» DIRECTIVE
Extract the lines that carry the string "this" from the listing.

» MATERIAL PROVIDED
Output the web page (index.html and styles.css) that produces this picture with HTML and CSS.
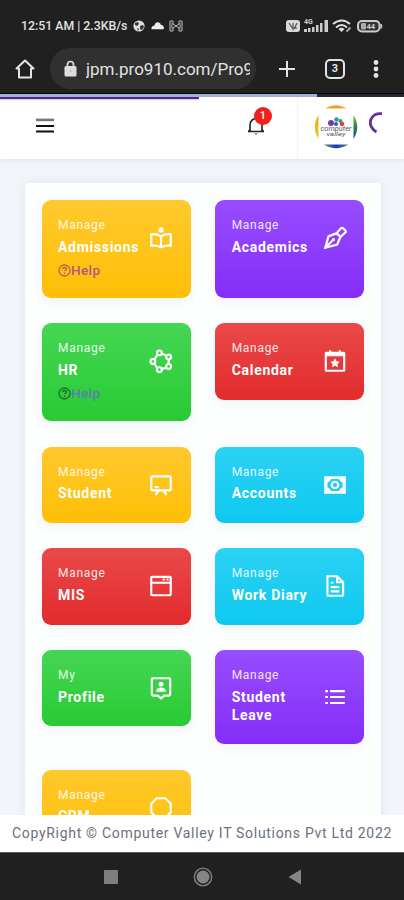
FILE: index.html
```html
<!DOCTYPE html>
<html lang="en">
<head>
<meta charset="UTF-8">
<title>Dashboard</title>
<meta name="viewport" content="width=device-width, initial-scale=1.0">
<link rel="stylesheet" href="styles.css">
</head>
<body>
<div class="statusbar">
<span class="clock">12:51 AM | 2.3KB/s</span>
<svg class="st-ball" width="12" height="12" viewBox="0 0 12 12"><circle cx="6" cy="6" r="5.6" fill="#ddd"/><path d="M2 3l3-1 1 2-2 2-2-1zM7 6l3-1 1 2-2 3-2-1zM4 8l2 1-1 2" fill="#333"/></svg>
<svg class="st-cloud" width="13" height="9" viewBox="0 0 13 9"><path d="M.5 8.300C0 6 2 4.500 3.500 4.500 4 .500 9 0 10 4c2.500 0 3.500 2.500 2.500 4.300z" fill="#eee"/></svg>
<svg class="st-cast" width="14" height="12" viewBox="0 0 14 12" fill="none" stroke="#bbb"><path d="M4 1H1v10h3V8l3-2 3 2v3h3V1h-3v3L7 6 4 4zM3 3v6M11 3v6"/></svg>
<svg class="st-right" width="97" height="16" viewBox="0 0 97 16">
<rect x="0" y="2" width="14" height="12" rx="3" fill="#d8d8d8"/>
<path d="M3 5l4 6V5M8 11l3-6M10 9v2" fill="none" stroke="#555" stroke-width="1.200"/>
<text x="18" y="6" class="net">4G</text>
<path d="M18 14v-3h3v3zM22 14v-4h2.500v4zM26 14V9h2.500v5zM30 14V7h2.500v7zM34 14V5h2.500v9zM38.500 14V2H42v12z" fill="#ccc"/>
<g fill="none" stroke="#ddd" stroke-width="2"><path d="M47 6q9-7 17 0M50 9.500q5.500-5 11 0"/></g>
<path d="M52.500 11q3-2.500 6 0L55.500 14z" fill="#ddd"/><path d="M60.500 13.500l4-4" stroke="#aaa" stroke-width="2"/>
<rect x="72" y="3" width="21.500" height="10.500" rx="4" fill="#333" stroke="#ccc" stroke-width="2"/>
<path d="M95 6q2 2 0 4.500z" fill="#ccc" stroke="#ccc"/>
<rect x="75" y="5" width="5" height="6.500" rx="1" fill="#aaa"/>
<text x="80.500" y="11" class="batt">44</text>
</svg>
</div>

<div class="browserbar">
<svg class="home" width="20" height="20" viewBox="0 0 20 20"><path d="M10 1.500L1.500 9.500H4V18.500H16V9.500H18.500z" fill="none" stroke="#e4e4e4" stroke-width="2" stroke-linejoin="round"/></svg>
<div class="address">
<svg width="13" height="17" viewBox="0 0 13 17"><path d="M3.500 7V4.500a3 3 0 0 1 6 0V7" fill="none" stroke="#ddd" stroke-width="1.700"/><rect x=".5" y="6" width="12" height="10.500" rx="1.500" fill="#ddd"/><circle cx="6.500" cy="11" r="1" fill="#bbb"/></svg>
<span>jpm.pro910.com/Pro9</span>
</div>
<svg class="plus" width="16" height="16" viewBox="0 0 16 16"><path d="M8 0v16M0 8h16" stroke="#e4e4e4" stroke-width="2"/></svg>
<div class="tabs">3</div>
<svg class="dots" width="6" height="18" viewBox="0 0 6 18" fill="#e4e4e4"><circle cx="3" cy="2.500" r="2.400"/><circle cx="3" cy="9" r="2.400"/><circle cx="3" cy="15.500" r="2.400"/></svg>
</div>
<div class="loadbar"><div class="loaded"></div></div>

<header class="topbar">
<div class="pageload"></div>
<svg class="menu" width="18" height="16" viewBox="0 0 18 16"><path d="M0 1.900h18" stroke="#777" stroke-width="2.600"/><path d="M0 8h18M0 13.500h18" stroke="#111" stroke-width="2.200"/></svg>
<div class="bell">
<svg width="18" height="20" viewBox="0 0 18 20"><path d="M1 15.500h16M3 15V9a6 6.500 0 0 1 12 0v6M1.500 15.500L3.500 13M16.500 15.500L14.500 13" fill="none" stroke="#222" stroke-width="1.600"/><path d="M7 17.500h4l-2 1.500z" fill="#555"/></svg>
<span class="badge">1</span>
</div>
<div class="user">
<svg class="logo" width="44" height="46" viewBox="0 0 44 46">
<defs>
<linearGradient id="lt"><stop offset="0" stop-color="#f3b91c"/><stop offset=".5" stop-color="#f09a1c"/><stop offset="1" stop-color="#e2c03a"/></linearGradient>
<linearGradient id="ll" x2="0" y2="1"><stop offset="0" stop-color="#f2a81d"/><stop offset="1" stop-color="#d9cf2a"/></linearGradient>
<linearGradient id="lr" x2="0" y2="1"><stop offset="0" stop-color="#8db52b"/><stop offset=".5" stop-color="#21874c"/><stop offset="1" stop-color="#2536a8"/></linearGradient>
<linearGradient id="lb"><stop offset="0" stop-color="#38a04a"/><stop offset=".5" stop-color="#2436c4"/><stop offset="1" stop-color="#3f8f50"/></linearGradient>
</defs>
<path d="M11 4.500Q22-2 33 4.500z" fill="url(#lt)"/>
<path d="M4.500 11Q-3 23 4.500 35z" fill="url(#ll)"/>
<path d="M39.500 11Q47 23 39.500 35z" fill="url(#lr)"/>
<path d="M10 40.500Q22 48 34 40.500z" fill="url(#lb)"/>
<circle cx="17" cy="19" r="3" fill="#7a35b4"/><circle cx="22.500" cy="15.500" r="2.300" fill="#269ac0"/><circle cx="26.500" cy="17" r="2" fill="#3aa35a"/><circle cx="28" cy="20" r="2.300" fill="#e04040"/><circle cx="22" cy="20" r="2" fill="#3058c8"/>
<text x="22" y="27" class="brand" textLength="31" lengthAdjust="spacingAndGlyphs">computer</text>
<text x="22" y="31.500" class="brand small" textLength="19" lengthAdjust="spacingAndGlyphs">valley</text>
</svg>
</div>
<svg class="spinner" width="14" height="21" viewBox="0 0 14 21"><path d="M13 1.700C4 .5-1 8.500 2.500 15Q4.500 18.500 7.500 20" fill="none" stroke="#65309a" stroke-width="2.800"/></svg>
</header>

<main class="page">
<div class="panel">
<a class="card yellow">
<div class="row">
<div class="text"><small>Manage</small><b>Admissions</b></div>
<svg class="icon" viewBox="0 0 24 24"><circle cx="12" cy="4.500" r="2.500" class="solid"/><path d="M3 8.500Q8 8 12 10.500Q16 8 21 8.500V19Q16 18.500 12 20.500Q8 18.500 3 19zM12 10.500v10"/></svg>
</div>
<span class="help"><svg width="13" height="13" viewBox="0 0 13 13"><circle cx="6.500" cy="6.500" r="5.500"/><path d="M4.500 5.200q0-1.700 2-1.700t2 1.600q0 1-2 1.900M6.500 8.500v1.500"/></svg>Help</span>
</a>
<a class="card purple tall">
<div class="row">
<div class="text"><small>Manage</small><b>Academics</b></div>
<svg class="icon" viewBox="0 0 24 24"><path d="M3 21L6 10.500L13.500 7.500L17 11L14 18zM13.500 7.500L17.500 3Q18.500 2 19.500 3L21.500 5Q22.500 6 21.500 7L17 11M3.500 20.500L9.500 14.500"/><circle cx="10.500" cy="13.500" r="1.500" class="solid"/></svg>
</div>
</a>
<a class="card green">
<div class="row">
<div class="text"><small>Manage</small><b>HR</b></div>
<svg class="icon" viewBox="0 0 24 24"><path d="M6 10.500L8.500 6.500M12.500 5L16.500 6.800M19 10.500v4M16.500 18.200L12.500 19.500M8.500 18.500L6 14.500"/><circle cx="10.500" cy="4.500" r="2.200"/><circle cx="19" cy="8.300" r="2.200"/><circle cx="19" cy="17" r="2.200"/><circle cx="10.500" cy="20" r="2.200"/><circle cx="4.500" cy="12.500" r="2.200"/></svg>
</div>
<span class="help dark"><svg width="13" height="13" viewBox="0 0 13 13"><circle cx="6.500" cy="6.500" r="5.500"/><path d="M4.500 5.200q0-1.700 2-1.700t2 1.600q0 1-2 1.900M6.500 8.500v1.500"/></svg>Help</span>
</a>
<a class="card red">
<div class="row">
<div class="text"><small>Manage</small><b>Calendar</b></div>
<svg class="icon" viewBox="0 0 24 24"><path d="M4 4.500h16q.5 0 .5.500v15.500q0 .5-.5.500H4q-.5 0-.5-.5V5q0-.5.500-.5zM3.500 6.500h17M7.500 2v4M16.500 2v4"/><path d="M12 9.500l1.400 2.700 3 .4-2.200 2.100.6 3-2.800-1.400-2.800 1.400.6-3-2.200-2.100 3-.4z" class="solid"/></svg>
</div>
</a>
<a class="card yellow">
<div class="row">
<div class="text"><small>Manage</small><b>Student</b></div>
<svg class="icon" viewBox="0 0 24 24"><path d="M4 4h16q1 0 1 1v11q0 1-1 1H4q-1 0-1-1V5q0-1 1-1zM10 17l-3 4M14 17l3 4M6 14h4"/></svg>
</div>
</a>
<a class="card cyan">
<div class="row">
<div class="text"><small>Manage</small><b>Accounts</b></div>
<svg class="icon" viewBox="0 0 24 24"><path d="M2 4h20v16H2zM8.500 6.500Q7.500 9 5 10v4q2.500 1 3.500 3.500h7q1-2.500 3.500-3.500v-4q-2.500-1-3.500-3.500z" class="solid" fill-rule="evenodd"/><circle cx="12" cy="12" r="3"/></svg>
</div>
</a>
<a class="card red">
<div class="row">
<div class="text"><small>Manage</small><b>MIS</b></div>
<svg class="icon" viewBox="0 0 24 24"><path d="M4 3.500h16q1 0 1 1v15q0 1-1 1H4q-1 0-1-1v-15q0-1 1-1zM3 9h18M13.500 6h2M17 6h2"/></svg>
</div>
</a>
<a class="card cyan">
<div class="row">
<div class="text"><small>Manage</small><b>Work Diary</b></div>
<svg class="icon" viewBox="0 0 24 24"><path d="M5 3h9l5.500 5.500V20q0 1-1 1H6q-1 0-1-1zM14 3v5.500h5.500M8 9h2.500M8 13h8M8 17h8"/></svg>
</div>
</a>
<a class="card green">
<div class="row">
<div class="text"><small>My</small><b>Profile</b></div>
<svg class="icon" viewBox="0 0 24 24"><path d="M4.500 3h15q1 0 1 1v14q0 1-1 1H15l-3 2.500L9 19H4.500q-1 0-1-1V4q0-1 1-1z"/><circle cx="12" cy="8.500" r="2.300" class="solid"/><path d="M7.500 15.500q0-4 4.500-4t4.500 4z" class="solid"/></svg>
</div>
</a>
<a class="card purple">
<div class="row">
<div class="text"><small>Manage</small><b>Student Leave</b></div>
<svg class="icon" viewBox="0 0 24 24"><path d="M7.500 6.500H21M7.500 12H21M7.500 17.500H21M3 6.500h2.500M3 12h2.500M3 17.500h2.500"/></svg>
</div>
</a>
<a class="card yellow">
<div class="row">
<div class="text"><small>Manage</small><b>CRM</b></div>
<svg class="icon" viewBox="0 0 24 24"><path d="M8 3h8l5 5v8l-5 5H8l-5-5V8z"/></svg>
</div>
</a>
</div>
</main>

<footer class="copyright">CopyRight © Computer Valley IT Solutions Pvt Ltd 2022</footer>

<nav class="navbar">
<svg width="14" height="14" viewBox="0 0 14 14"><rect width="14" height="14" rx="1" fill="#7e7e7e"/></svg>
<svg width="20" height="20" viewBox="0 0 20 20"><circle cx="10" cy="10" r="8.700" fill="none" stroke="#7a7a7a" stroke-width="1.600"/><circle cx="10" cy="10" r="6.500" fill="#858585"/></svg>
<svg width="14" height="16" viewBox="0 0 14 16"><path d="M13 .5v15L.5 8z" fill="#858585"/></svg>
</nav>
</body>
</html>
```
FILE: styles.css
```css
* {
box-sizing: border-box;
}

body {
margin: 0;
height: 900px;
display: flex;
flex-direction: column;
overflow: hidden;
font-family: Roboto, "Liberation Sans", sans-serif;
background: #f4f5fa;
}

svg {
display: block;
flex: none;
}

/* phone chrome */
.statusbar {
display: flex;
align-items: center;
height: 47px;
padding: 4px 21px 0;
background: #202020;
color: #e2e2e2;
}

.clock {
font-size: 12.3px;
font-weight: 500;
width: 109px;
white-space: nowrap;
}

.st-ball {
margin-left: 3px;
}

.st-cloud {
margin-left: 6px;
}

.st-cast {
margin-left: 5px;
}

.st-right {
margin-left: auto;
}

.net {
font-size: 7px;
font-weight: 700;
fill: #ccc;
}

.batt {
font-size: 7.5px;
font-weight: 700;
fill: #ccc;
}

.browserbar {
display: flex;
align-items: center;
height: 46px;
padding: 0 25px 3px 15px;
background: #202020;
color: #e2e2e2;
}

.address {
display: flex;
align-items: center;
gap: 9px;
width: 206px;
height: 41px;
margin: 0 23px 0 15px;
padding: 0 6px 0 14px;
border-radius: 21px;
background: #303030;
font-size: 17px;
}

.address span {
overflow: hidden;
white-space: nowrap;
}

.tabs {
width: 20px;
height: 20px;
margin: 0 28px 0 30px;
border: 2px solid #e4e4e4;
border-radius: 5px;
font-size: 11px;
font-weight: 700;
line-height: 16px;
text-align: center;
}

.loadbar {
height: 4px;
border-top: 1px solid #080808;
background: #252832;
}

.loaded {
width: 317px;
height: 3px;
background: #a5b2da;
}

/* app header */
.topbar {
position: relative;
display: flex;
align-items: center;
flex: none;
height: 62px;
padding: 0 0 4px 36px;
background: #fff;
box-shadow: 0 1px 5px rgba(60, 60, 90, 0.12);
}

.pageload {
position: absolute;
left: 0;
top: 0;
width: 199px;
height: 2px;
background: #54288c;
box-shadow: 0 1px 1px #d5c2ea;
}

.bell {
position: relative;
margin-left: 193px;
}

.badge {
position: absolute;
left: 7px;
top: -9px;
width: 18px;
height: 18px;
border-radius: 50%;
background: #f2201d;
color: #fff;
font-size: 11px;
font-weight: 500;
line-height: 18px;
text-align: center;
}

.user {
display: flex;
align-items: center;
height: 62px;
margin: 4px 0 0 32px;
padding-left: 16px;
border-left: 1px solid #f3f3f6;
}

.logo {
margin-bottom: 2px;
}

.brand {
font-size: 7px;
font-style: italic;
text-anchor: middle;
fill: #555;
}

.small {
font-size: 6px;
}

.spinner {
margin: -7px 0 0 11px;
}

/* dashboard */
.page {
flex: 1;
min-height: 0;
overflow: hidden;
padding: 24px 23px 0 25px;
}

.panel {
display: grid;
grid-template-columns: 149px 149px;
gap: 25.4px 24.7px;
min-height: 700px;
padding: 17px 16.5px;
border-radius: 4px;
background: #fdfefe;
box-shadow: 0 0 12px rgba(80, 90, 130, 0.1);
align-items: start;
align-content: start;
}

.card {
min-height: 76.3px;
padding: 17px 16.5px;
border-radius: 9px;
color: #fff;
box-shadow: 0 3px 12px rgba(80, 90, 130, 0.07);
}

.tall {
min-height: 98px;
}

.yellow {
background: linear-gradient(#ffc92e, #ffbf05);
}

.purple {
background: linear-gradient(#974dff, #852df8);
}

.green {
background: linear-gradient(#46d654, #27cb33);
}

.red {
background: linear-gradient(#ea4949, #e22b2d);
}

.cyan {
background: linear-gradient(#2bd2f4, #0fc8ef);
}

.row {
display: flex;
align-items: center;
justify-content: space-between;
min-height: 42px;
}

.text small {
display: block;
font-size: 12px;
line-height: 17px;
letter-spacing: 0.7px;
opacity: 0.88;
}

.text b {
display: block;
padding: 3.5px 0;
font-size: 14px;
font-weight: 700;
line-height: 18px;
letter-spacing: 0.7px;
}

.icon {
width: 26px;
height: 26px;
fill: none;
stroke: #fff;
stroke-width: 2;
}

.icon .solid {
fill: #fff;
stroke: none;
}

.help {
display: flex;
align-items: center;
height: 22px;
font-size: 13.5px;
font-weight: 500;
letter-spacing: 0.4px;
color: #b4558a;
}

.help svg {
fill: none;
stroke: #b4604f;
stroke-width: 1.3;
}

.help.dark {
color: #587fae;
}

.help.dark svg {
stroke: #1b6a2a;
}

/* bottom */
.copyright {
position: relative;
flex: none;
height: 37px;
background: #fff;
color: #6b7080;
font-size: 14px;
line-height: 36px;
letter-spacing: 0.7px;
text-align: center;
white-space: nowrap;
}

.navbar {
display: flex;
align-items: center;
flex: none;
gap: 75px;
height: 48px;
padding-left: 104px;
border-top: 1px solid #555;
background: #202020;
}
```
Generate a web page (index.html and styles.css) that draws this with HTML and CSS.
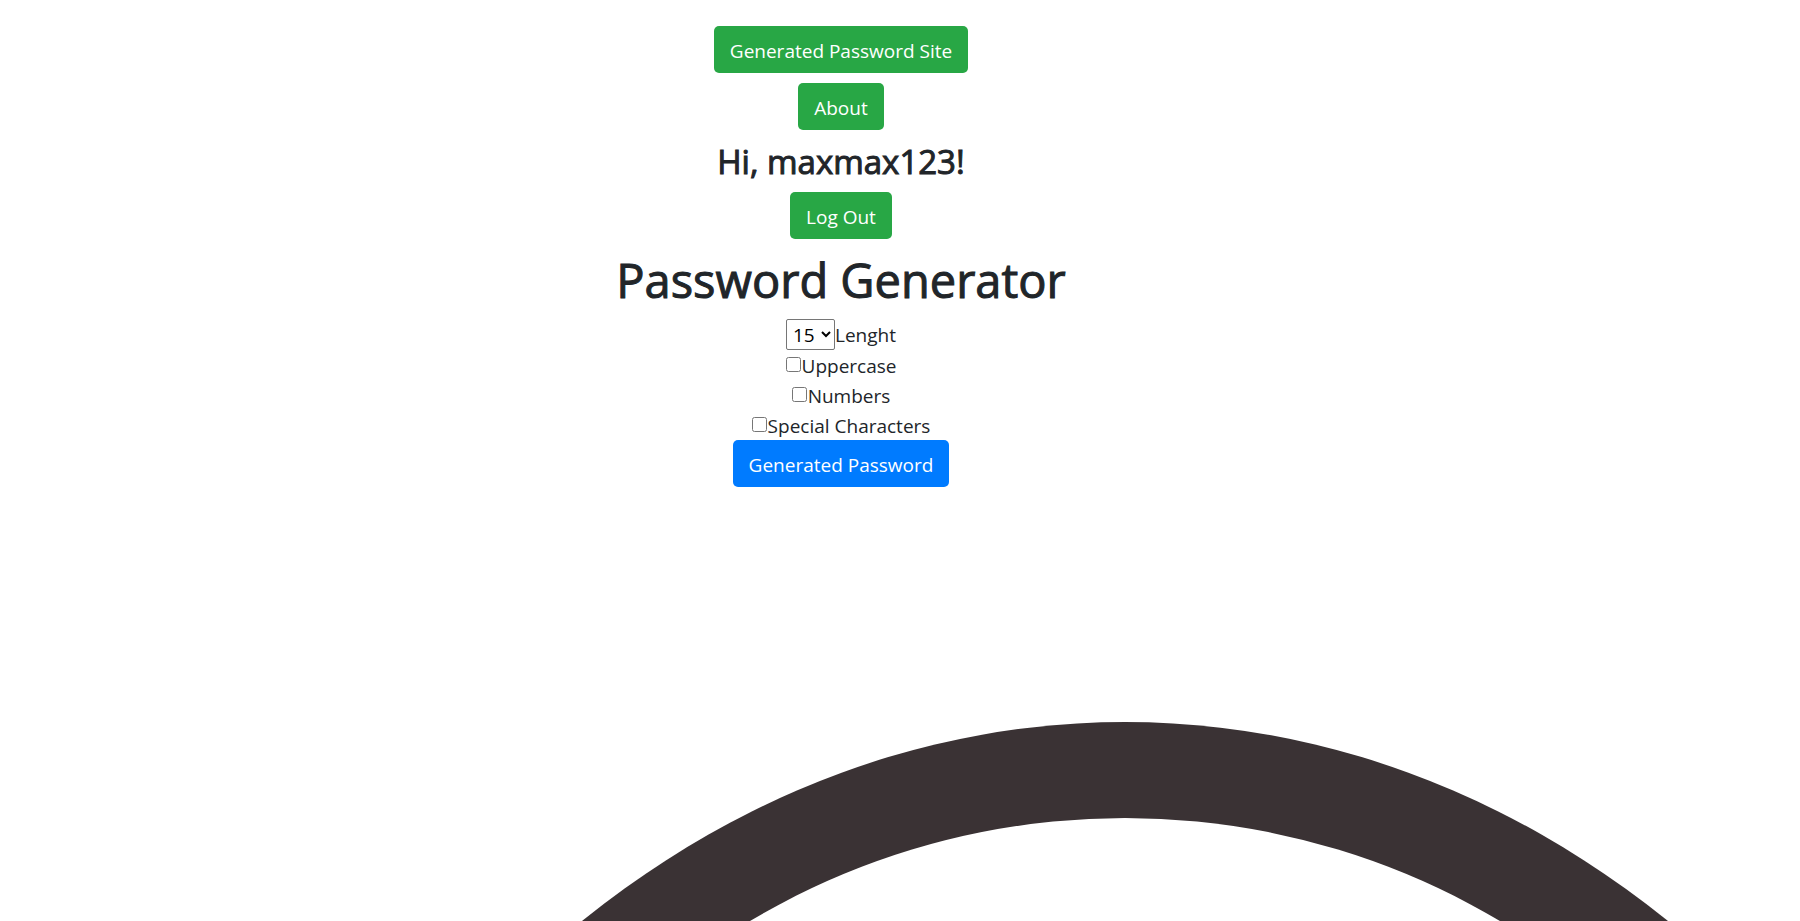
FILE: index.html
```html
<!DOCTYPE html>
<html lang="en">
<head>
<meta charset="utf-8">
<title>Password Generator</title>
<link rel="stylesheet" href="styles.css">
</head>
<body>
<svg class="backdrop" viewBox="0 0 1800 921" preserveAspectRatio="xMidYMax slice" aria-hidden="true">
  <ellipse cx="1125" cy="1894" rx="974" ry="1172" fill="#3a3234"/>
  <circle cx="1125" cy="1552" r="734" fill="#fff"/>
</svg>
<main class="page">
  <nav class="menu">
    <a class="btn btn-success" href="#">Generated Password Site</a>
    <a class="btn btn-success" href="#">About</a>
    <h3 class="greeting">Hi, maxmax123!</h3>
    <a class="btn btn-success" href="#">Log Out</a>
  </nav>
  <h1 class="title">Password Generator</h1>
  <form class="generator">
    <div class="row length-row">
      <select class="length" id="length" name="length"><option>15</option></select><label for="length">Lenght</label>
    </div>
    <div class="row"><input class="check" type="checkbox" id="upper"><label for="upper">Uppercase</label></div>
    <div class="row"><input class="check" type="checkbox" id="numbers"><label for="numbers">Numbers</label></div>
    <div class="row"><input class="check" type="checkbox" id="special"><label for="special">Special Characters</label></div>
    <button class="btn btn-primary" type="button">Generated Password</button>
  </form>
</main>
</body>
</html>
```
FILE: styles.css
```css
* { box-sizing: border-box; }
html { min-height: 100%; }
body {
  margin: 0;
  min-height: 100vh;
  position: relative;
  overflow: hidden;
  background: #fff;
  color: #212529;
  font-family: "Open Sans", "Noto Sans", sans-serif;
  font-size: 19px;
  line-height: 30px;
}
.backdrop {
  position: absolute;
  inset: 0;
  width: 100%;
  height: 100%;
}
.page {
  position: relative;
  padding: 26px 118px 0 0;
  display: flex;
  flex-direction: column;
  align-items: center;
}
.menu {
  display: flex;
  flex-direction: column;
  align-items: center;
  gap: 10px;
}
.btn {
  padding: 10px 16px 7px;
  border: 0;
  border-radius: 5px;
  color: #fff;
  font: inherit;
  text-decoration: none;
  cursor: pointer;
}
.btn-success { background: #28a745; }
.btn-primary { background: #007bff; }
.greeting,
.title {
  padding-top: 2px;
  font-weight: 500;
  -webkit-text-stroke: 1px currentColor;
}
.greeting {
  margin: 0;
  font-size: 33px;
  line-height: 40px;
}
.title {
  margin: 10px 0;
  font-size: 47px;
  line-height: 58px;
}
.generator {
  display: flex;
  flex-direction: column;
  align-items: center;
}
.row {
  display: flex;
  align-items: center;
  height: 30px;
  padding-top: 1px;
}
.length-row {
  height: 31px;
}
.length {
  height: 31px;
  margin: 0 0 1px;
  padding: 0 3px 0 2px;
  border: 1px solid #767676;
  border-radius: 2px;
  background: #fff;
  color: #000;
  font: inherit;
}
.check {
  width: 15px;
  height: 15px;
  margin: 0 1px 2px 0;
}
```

» PROBLEM SOLUTION
Output the web page (index.html and styles.css) that produces this picture with HTML and CSS.
Generate a web page (index.html and styles.css) that draws this with HTML and CSS.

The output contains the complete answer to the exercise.